Web page code records
────

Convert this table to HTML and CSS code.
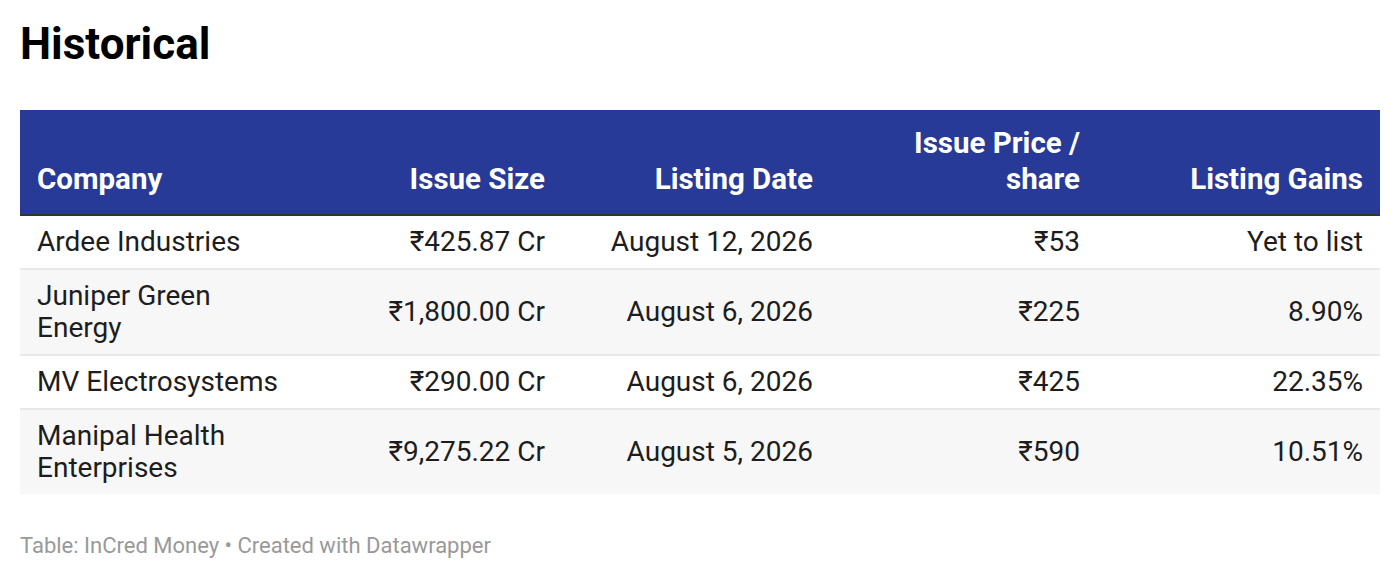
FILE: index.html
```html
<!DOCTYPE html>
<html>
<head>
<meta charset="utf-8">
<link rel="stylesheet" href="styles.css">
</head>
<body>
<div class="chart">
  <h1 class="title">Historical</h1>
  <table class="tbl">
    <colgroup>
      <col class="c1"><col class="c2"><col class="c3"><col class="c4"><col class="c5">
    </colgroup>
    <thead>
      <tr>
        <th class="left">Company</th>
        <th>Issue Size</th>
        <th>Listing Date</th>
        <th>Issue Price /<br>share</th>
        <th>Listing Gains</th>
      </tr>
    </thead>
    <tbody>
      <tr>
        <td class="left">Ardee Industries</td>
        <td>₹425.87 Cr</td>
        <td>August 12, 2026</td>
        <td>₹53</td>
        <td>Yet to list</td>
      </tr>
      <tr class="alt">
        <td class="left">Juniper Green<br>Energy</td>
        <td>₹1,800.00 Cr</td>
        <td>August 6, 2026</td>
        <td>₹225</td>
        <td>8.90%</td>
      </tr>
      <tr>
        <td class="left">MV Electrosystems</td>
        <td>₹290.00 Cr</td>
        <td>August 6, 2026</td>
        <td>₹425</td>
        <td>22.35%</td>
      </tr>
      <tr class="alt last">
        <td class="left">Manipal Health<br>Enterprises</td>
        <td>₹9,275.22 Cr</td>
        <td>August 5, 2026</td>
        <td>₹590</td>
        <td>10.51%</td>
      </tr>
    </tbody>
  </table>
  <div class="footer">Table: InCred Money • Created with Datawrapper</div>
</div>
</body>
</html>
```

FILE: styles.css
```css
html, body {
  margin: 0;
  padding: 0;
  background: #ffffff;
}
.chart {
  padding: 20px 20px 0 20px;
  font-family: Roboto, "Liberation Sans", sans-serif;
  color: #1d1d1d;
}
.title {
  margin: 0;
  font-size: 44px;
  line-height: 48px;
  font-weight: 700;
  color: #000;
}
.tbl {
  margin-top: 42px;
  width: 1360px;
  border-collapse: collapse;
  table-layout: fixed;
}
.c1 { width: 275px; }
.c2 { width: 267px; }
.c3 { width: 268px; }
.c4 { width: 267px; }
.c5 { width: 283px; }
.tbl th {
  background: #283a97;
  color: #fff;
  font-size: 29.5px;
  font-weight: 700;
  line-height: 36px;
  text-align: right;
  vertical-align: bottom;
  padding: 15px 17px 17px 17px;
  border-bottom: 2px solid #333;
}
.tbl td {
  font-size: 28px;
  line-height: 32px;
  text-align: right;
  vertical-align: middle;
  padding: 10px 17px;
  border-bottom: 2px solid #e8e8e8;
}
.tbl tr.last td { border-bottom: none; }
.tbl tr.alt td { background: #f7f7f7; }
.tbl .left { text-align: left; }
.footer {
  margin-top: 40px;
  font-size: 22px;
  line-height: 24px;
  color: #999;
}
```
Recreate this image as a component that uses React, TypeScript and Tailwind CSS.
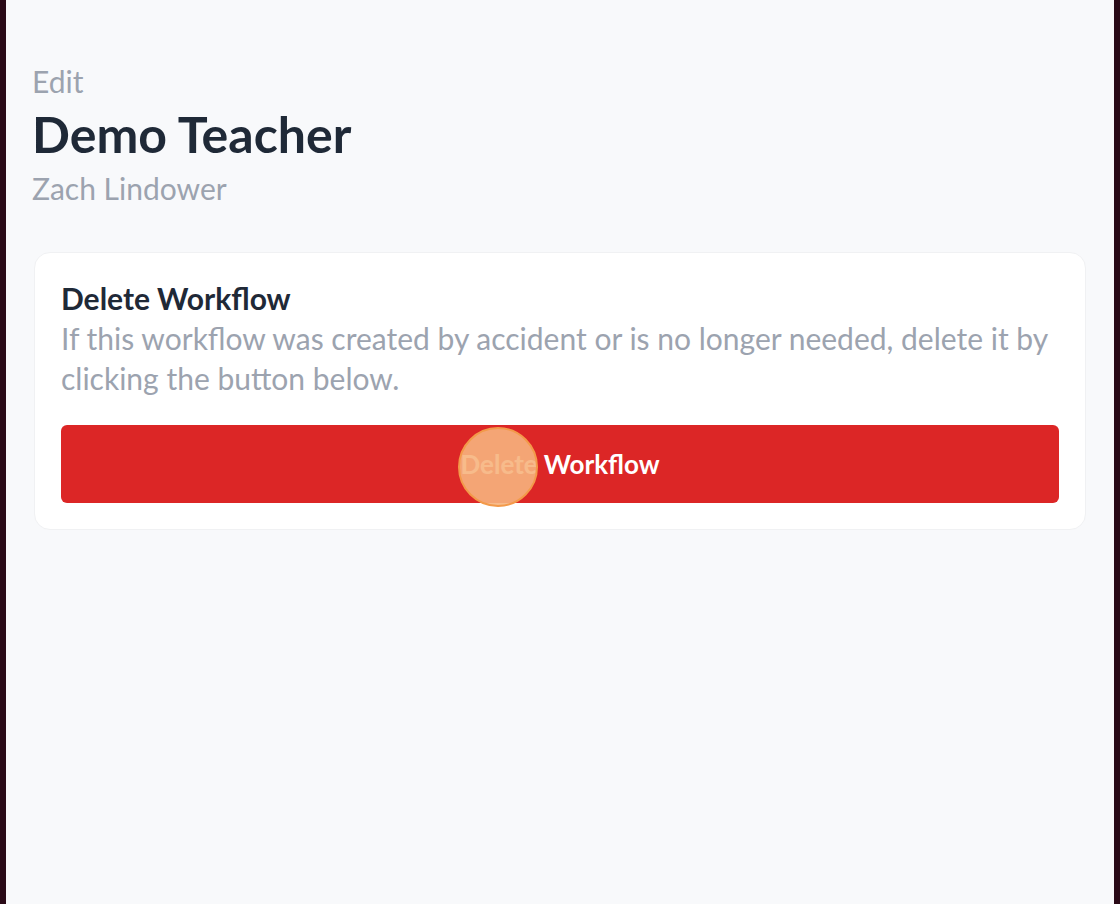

────

Set down the complete material exactly, but do not include the images.

■ **EXERCISE RESPONSE**
Convert this table to HTML and CSS code.
FILE: index.html
```html
<!DOCTYPE html>
<html>
<head>
<meta charset="utf-8">
<link rel="stylesheet" href="styles.css">
</head>
<body>
<div class="chart">
  <h1 class="title">Historical</h1>
  <table class="tbl">
    <colgroup>
      <col class="c1"><col class="c2"><col class="c3"><col class="c4"><col class="c5">
    </colgroup>
    <thead>
      <tr>
        <th class="left">Company</th>
        <th>Issue Size</th>
        <th>Listing Date</th>
        <th>Issue Price /<br>share</th>
        <th>Listing Gains</th>
      </tr>
    </thead>
    <tbody>
      <tr>
        <td class="left">Ardee Industries</td>
        <td>₹425.87 Cr</td>
        <td>August 12, 2026</td>
        <td>₹53</td>
        <td>Yet to list</td>
      </tr>
      <tr class="alt">
        <td class="left">Juniper Green<br>Energy</td>
        <td>₹1,800.00 Cr</td>
        <td>August 6, 2026</td>
        <td>₹225</td>
        <td>8.90%</td>
      </tr>
      <tr>
        <td class="left">MV Electrosystems</td>
        <td>₹290.00 Cr</td>
        <td>August 6, 2026</td>
        <td>₹425</td>
        <td>22.35%</td>
      </tr>
      <tr class="alt last">
        <td class="left">Manipal Health<br>Enterprises</td>
        <td>₹9,275.22 Cr</td>
        <td>August 5, 2026</td>
        <td>₹590</td>
        <td>10.51%</td>
      </tr>
    </tbody>
  </table>
  <div class="footer">Table: InCred Money • Created with Datawrapper</div>
</div>
</body>
</html>
```

FILE: styles.css
```css
html, body {
  margin: 0;
  padding: 0;
  background: #ffffff;
}
.chart {
  padding: 20px 20px 0 20px;
  font-family: Roboto, "Liberation Sans", sans-serif;
  color: #1d1d1d;
}
.title {
  margin: 0;
  font-size: 44px;
  line-height: 48px;
  font-weight: 700;
  color: #000;
}
.tbl {
  margin-top: 42px;
  width: 1360px;
  border-collapse: collapse;
  table-layout: fixed;
}
.c1 { width: 275px; }
.c2 { width: 267px; }
.c3 { width: 268px; }
.c4 { width: 267px; }
.c5 { width: 283px; }
.tbl th {
  background: #283a97;
  color: #fff;
  font-size: 29.5px;
  font-weight: 700;
  line-height: 36px;
  text-align: right;
  vertical-align: bottom;
  padding: 15px 17px 17px 17px;
  border-bottom: 2px solid #333;
}
.tbl td {
  font-size: 28px;
  line-height: 32px;
  text-align: right;
  vertical-align: middle;
  padding: 10px 17px;
  border-bottom: 2px solid #e8e8e8;
}
.tbl tr.last td { border-bottom: none; }
.tbl tr.alt td { background: #f7f7f7; }
.tbl .left { text-align: left; }
.footer {
  margin-top: 40px;
  font-size: 22px;
  line-height: 24px;
  color: #999;
}
```
Recreate this image as a component that uses React, TypeScript and Tailwind CSS.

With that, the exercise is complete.